_Instruction:_ Wherever a line below holds the word "React", copy that line.

_Data block:_
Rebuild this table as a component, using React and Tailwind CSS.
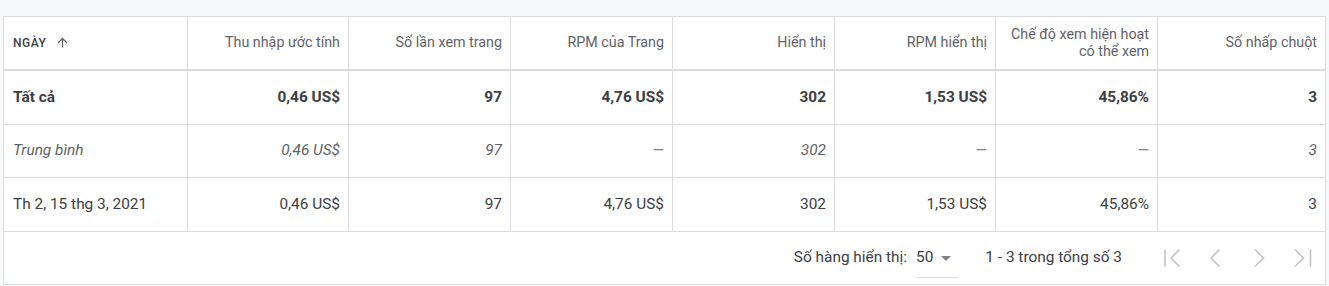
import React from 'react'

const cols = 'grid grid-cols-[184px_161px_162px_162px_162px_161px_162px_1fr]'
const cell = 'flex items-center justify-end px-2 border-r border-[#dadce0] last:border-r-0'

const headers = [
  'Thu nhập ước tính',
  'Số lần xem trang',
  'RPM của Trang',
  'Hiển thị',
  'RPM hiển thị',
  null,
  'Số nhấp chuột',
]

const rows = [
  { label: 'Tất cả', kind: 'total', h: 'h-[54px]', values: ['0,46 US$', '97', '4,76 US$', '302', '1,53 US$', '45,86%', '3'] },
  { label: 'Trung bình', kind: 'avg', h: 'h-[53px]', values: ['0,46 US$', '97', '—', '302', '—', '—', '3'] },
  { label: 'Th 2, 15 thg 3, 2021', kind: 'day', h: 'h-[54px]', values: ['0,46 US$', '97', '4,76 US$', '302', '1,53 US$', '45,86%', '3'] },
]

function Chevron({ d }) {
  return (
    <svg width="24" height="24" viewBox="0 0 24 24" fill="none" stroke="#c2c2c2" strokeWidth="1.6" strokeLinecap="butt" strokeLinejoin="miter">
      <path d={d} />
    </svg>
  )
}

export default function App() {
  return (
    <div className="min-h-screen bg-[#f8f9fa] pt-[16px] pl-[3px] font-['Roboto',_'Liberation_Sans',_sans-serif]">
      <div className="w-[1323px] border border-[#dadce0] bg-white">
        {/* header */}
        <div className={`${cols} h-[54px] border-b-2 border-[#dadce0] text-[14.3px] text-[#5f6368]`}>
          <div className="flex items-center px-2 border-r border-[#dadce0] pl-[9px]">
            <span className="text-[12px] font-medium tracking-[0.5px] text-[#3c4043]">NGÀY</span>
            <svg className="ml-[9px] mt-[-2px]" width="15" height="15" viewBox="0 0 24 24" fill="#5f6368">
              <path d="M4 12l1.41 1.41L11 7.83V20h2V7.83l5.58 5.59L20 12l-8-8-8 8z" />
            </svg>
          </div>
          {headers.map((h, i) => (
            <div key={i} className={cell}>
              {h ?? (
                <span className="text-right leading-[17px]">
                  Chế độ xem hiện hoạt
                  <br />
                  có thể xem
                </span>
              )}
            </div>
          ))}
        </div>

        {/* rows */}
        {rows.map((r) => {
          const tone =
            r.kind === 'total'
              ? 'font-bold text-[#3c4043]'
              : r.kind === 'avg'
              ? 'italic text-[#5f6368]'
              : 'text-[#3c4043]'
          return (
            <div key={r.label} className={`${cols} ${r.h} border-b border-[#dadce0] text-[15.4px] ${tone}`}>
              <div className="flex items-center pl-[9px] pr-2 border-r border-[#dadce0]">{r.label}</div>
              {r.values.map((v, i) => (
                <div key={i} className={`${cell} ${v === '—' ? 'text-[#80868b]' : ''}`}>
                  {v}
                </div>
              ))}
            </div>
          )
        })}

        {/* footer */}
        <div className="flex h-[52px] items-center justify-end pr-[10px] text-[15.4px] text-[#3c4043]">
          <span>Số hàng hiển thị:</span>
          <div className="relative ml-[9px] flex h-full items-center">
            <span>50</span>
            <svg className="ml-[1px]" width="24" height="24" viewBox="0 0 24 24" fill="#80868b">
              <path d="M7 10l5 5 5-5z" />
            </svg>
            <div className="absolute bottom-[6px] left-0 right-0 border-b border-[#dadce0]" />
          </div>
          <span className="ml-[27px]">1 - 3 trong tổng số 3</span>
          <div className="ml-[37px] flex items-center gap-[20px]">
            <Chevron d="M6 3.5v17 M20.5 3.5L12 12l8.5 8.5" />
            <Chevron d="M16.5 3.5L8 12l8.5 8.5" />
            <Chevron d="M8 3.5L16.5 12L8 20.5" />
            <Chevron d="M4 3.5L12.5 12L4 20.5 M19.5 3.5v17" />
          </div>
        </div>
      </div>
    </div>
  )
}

_Answer to this problem:_
Rebuild this table as a component, using React and Tailwind CSS.
import React from 'react'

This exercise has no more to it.